--- begin ---
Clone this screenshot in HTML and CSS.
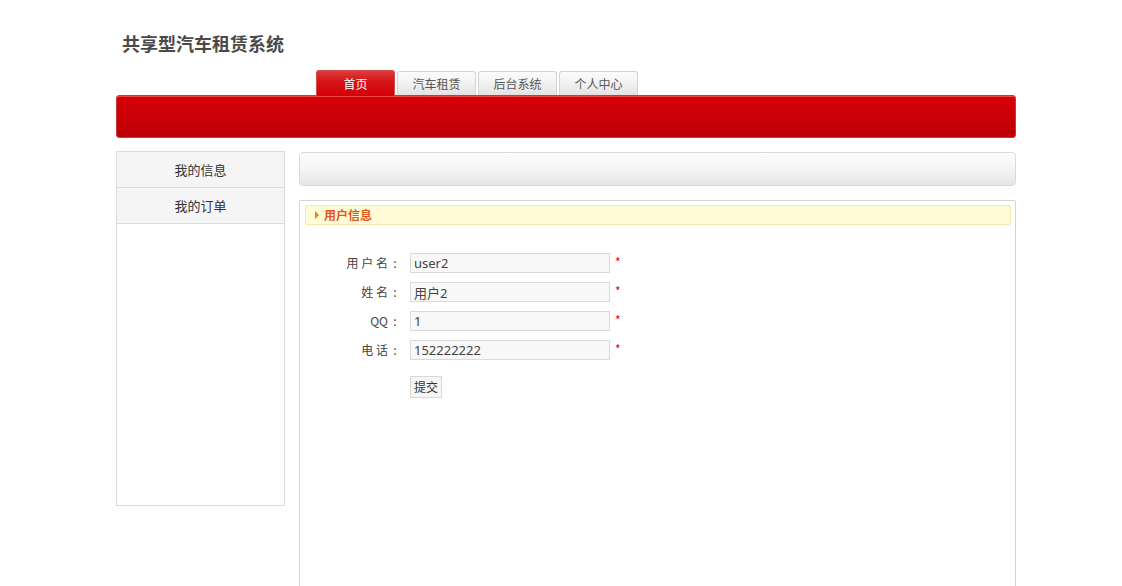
FILE: index.html
```html
<!DOCTYPE html>
<html lang="zh">
<head>
<meta charset="utf-8">
<title>共享型汽车租赁系统</title>
<link rel="stylesheet" href="styles.css">
</head>
<body>
<div class="wrap">
  <header class="header">
    <h1 class="logo">共享型汽车租赁系统</h1>
    <nav class="tabs">
      <a class="tab active">首页</a>
      <a class="tab">汽车租赁</a>
      <a class="tab">后台系统</a>
      <a class="tab">个人中心</a>
    </nav>
    <div class="redbar"></div>
  </header>
  <div class="body">
    <aside class="side">
      <a class="side-item">我的信息</a>
      <a class="side-item">我的订单</a>
    </aside>
    <main class="main">
      <div class="topbar"></div>
      <section class="panel">
        <div class="panel-head"><span class="arrow"></span>用户信息</div>
        <form class="form">
          <label class="lbl">用 户 名<span class="colon">:</span></label>
          <input class="inp" type="text" value="user2">
          <span class="req">*</span>
          <label class="lbl">姓 名<span class="colon">:</span></label>
          <input class="inp" type="text" value="用户2">
          <span class="req">*</span>
          <label class="lbl">QQ<span class="colon">:</span></label>
          <input class="inp" type="text" value="1">
          <span class="req">*</span>
          <label class="lbl">电 话<span class="colon">:</span></label>
          <input class="inp" type="text" value="152222222">
          <span class="req">*</span>
          <span></span>
          <div class="btn-row"><button type="button" class="btn">提交</button></div>
          <span></span>
        </form>
      </section>
    </main>
  </div>
</div>
</body>
</html>
```

FILE: styles.css
```css
html, body {
  margin: 0;
  padding: 0;
  background: #fff;
}
body {
  font-family: "Noto Sans CJK SC", "Noto Sans", sans-serif;
  font-size: 12px;
  color: #333;
}
.wrap {
  width: 900px;
  margin-left: 116px;
}
.logo {
  margin: 0;
  height: 70px;
  padding: 31px 0 0 6px;
  box-sizing: border-box;
  font-size: 18px;
  line-height: 24px;
  font-weight: bold;
  color: #4a4a4a;
}
.tabs {
  display: flex;
  gap: 2px;
  padding-left: 200px;
  height: 25px;
  align-items: flex-end;
  position: relative;
  z-index: 1;
}
.tab {
  width: 77px;
  height: 23px;
  line-height: 24px;
  text-align: center;
  color: #555;
  font-size: 12px;
  border: 1px solid #d3d3d3;
  border-bottom: none;
  border-radius: 3px 3px 0 0;
  background: linear-gradient(#fbfbfb 0%, #f2f2f2 50%, #e2e2e2 100%);
}
.tab.active {
  height: 25px;
  line-height: 26px;
  color: #fff;
  border-color: #d94a4a;
  background: linear-gradient(#df3b3b 0%, #d41616 40%, #d20008 100%);
  margin-bottom: -1px;
}
.redbar {
  height: 41px;
  border: 1px solid #c83a3a;
  border-radius: 3px;
  background: linear-gradient(#d80008 0%, #cc0008 50%, #ba0006 100%);
  box-shadow: inset 0 1px 0 #e44;
}
.body {
  display: flex;
  gap: 14px;
  margin-top: 13px;
  align-items: flex-start;
}
.side {
  width: 167px;
  height: 353px;
  border: 1px solid #dcdcdc;
  display: flex;
  flex-direction: column;
}
.side-item {
  height: 35px;
  line-height: 35px;
  border-bottom: 1px solid #dcdcdc;
  background: #f5f5f5;
  text-align: center;
  font-size: 13px;
  color: #333;
}
.main {
  flex: 1;
  display: flex;
  flex-direction: column;
  gap: 14px;
  margin-top: 1px;
}
.topbar {
  height: 32px;
  border: 1px solid #dadada;
  border-radius: 4px;
  background: linear-gradient(#fdfdfd 0%, #f4f4f4 50%, #e6e6e6 100%);
}
.panel {
  height: 400px;
  border: 1px solid #d4d4d4;
  border-radius: 2px;
  padding: 4px 4px 0 5px;
}
.panel-head {
  height: 18px;
  line-height: 18px;
  border: 1px solid #f1e8b0;
  border-radius: 2px;
  background: #fffbd6;
  color: #e4561c;
  font-weight: bold;
  font-size: 12px;
  padding-left: 9px;
  display: flex;
  align-items: center;
  gap: 5px;
}
.arrow {
  width: 0;
  height: 0;
  border-top: 4px solid transparent;
  border-bottom: 4px solid transparent;
  border-left: 4px solid #f0800c;
}
.form {
  display: grid;
  grid-template-columns: 97px 200px 20px;
  column-gap: 8px;
  row-gap: 9px;
  margin-top: 28px;
  align-items: center;
}
.lbl {
  text-align: right;
  font-size: 12px;
  color: #444;
  line-height: 20px;
}
.colon {
  display: inline-block;
  width: 14px;
  text-align: center;
}
.inp {
  box-sizing: border-box;
  width: 200px;
  height: 20px;
  margin: 0;
  border: 1px solid #dadada;
  background: #f8f8f8;
  padding: 0 3px;
  font-family: "Noto Sans", "Noto Sans CJK SC", sans-serif;
  font-size: 13px;
  color: #444;
}
.req {
  color: #e00;
  font-size: 12px;
  align-self: start;
  margin-left: -3px;
}
.btn-row {
  padding-top: 7px;
}
.btn {
  box-sizing: border-box;
  height: 22px;
  padding: 0 3px;
  border: 1px solid #d8d8d8;
  background: #f6f6f6;
  font-family: "Noto Sans CJK SC", sans-serif;
  font-size: 12px;
  color: #333;
  line-height: 18px;
}
```
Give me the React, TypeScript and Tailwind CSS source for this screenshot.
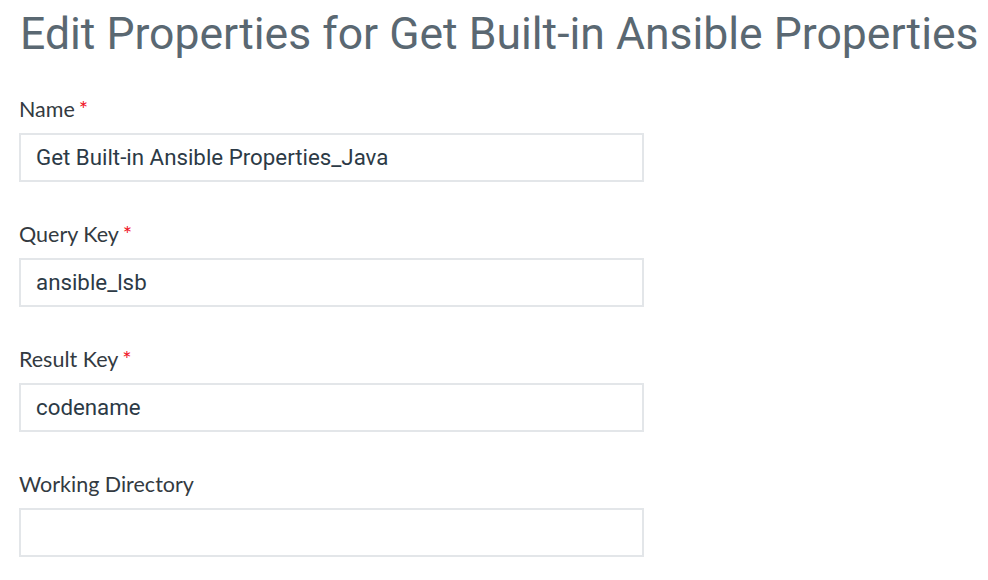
import React from "react";

const fields = [
  { label: "Name", required: true, value: "Get Built-in Ansible Properties_Java" },
  { label: "Query Key", required: true, value: "ansible_lsb" },
  { label: "Result Key", required: true, value: "codename" },
  { label: "Working Directory", required: false, value: "" },
];

export default function App() {
  return (
    <div className="min-h-[580px] w-[988px] bg-white pl-[19px] pt-[6px]">
      <h1 className="whitespace-nowrap pl-[1px] text-[44.5px] leading-[56px] text-[#5a6872] [font-family:Roboto,sans-serif]">
        Edit Properties for Get Built-in Ansible Properties
      </h1>
      <div className="mt-[35px] flex flex-col gap-[40px]">
        {fields.map((f) => (
          <div key={f.label} className="flex flex-col">
            <label className="flex items-start gap-[4px] text-[21.5px] leading-[24px] text-[#333a41] [font-family:Lato,sans-serif]">
              {f.label}
              {f.required && <span className="text-[22px] text-[#f0121f]">*</span>}
            </label>
            <div className="mt-3 flex h-[49px] w-[625px] items-center border-2 border-[#e3e6e9] px-[15px] text-[22.3px] text-[#2c3a46] [font-family:Roboto,sans-serif]">
              {f.value}
            </div>
          </div>
        ))}
      </div>
    </div>
  );
}
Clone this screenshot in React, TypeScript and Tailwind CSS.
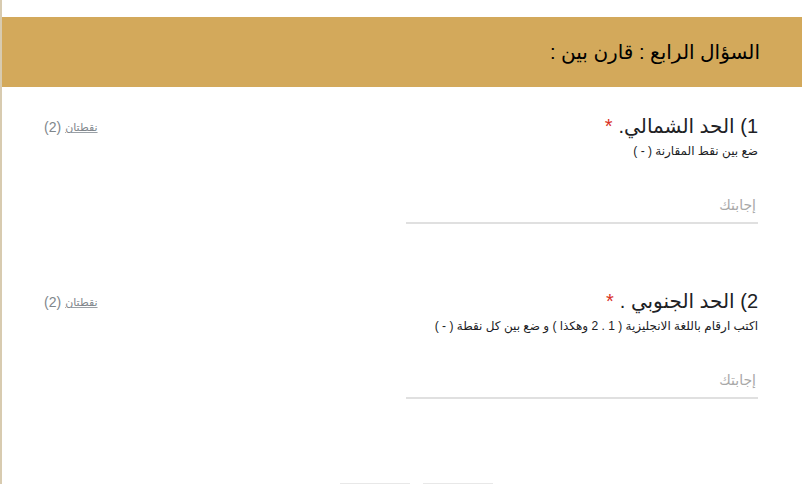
--- end ---
> [WORK TO DO] Transcribe each entry above exactly, apart from the pictures.

> [SOLUTION TO THIS EXERCISE]
Clone this screenshot in HTML and CSS.
FILE: index.html
```html
<!DOCTYPE html>
<html lang="zh">
<head>
<meta charset="utf-8">
<title>共享型汽车租赁系统</title>
<link rel="stylesheet" href="styles.css">
</head>
<body>
<div class="wrap">
  <header class="header">
    <h1 class="logo">共享型汽车租赁系统</h1>
    <nav class="tabs">
      <a class="tab active">首页</a>
      <a class="tab">汽车租赁</a>
      <a class="tab">后台系统</a>
      <a class="tab">个人中心</a>
    </nav>
    <div class="redbar"></div>
  </header>
  <div class="body">
    <aside class="side">
      <a class="side-item">我的信息</a>
      <a class="side-item">我的订单</a>
    </aside>
    <main class="main">
      <div class="topbar"></div>
      <section class="panel">
        <div class="panel-head"><span class="arrow"></span>用户信息</div>
        <form class="form">
          <label class="lbl">用 户 名<span class="colon">:</span></label>
          <input class="inp" type="text" value="user2">
          <span class="req">*</span>
          <label class="lbl">姓 名<span class="colon">:</span></label>
          <input class="inp" type="text" value="用户2">
          <span class="req">*</span>
          <label class="lbl">QQ<span class="colon">:</span></label>
          <input class="inp" type="text" value="1">
          <span class="req">*</span>
          <label class="lbl">电 话<span class="colon">:</span></label>
          <input class="inp" type="text" value="152222222">
          <span class="req">*</span>
          <span></span>
          <div class="btn-row"><button type="button" class="btn">提交</button></div>
          <span></span>
        </form>
      </section>
    </main>
  </div>
</div>
</body>
</html>
```

FILE: styles.css
```css
html, body {
  margin: 0;
  padding: 0;
  background: #fff;
}
body {
  font-family: "Noto Sans CJK SC", "Noto Sans", sans-serif;
  font-size: 12px;
  color: #333;
}
.wrap {
  width: 900px;
  margin-left: 116px;
}
.logo {
  margin: 0;
  height: 70px;
  padding: 31px 0 0 6px;
  box-sizing: border-box;
  font-size: 18px;
  line-height: 24px;
  font-weight: bold;
  color: #4a4a4a;
}
.tabs {
  display: flex;
  gap: 2px;
  padding-left: 200px;
  height: 25px;
  align-items: flex-end;
  position: relative;
  z-index: 1;
}
.tab {
  width: 77px;
  height: 23px;
  line-height: 24px;
  text-align: center;
  color: #555;
  font-size: 12px;
  border: 1px solid #d3d3d3;
  border-bottom: none;
  border-radius: 3px 3px 0 0;
  background: linear-gradient(#fbfbfb 0%, #f2f2f2 50%, #e2e2e2 100%);
}
.tab.active {
  height: 25px;
  line-height: 26px;
  color: #fff;
  border-color: #d94a4a;
  background: linear-gradient(#df3b3b 0%, #d41616 40%, #d20008 100%);
  margin-bottom: -1px;
}
.redbar {
  height: 41px;
  border: 1px solid #c83a3a;
  border-radius: 3px;
  background: linear-gradient(#d80008 0%, #cc0008 50%, #ba0006 100%);
  box-shadow: inset 0 1px 0 #e44;
}
.body {
  display: flex;
  gap: 14px;
  margin-top: 13px;
  align-items: flex-start;
}
.side {
  width: 167px;
  height: 353px;
  border: 1px solid #dcdcdc;
  display: flex;
  flex-direction: column;
}
.side-item {
  height: 35px;
  line-height: 35px;
  border-bottom: 1px solid #dcdcdc;
  background: #f5f5f5;
  text-align: center;
  font-size: 13px;
  color: #333;
}
.main {
  flex: 1;
  display: flex;
  flex-direction: column;
  gap: 14px;
  margin-top: 1px;
}
.topbar {
  height: 32px;
  border: 1px solid #dadada;
  border-radius: 4px;
  background: linear-gradient(#fdfdfd 0%, #f4f4f4 50%, #e6e6e6 100%);
}
.panel {
  height: 400px;
  border: 1px solid #d4d4d4;
  border-radius: 2px;
  padding: 4px 4px 0 5px;
}
.panel-head {
  height: 18px;
  line-height: 18px;
  border: 1px solid #f1e8b0;
  border-radius: 2px;
  background: #fffbd6;
  color: #e4561c;
  font-weight: bold;
  font-size: 12px;
  padding-left: 9px;
  display: flex;
  align-items: center;
  gap: 5px;
}
.arrow {
  width: 0;
  height: 0;
  border-top: 4px solid transparent;
  border-bottom: 4px solid transparent;
  border-left: 4px solid #f0800c;
}
.form {
  display: grid;
  grid-template-columns: 97px 200px 20px;
  column-gap: 8px;
  row-gap: 9px;
  margin-top: 28px;
  align-items: center;
}
.lbl {
  text-align: right;
  font-size: 12px;
  color: #444;
  line-height: 20px;
}
.colon {
  display: inline-block;
  width: 14px;
  text-align: center;
}
.inp {
  box-sizing: border-box;
  width: 200px;
  height: 20px;
  margin: 0;
  border: 1px solid #dadada;
  background: #f8f8f8;
  padding: 0 3px;
  font-family: "Noto Sans", "Noto Sans CJK SC", sans-serif;
  font-size: 13px;
  color: #444;
}
.req {
  color: #e00;
  font-size: 12px;
  align-self: start;
  margin-left: -3px;
}
.btn-row {
  padding-top: 7px;
}
.btn {
  box-sizing: border-box;
  height: 22px;
  padding: 0 3px;
  border: 1px solid #d8d8d8;
  background: #f6f6f6;
  font-family: "Noto Sans CJK SC", sans-serif;
  font-size: 12px;
  color: #333;
  line-height: 18px;
}
```
Give me the React, TypeScript and Tailwind CSS source for this screenshot.
import React from "react";

const fields = [
  { label: "Name", required: true, value: "Get Built-in Ansible Properties_Java" },
  { label: "Query Key", required: true, value: "ansible_lsb" },
  { label: "Result Key", required: true, value: "codename" },
  { label: "Working Directory", required: false, value: "" },
];

export default function App() {
  return (
    <div className="min-h-[580px] w-[988px] bg-white pl-[19px] pt-[6px]">
      <h1 className="whitespace-nowrap pl-[1px] text-[44.5px] leading-[56px] text-[#5a6872] [font-family:Roboto,sans-serif]">
        Edit Properties for Get Built-in Ansible Properties
      </h1>
      <div className="mt-[35px] flex flex-col gap-[40px]">
        {fields.map((f) => (
          <div key={f.label} className="flex flex-col">
            <label className="flex items-start gap-[4px] text-[21.5px] leading-[24px] text-[#333a41] [font-family:Lato,sans-serif]">
              {f.label}
              {f.required && <span className="text-[22px] text-[#f0121f]">*</span>}
            </label>
            <div className="mt-3 flex h-[49px] w-[625px] items-center border-2 border-[#e3e6e9] px-[15px] text-[22.3px] text-[#2c3a46] [font-family:Roboto,sans-serif]">
              {f.value}
            </div>
          </div>
        ))}
      </div>
    </div>
  );
}
Clone this screenshot in React, TypeScript and Tailwind CSS.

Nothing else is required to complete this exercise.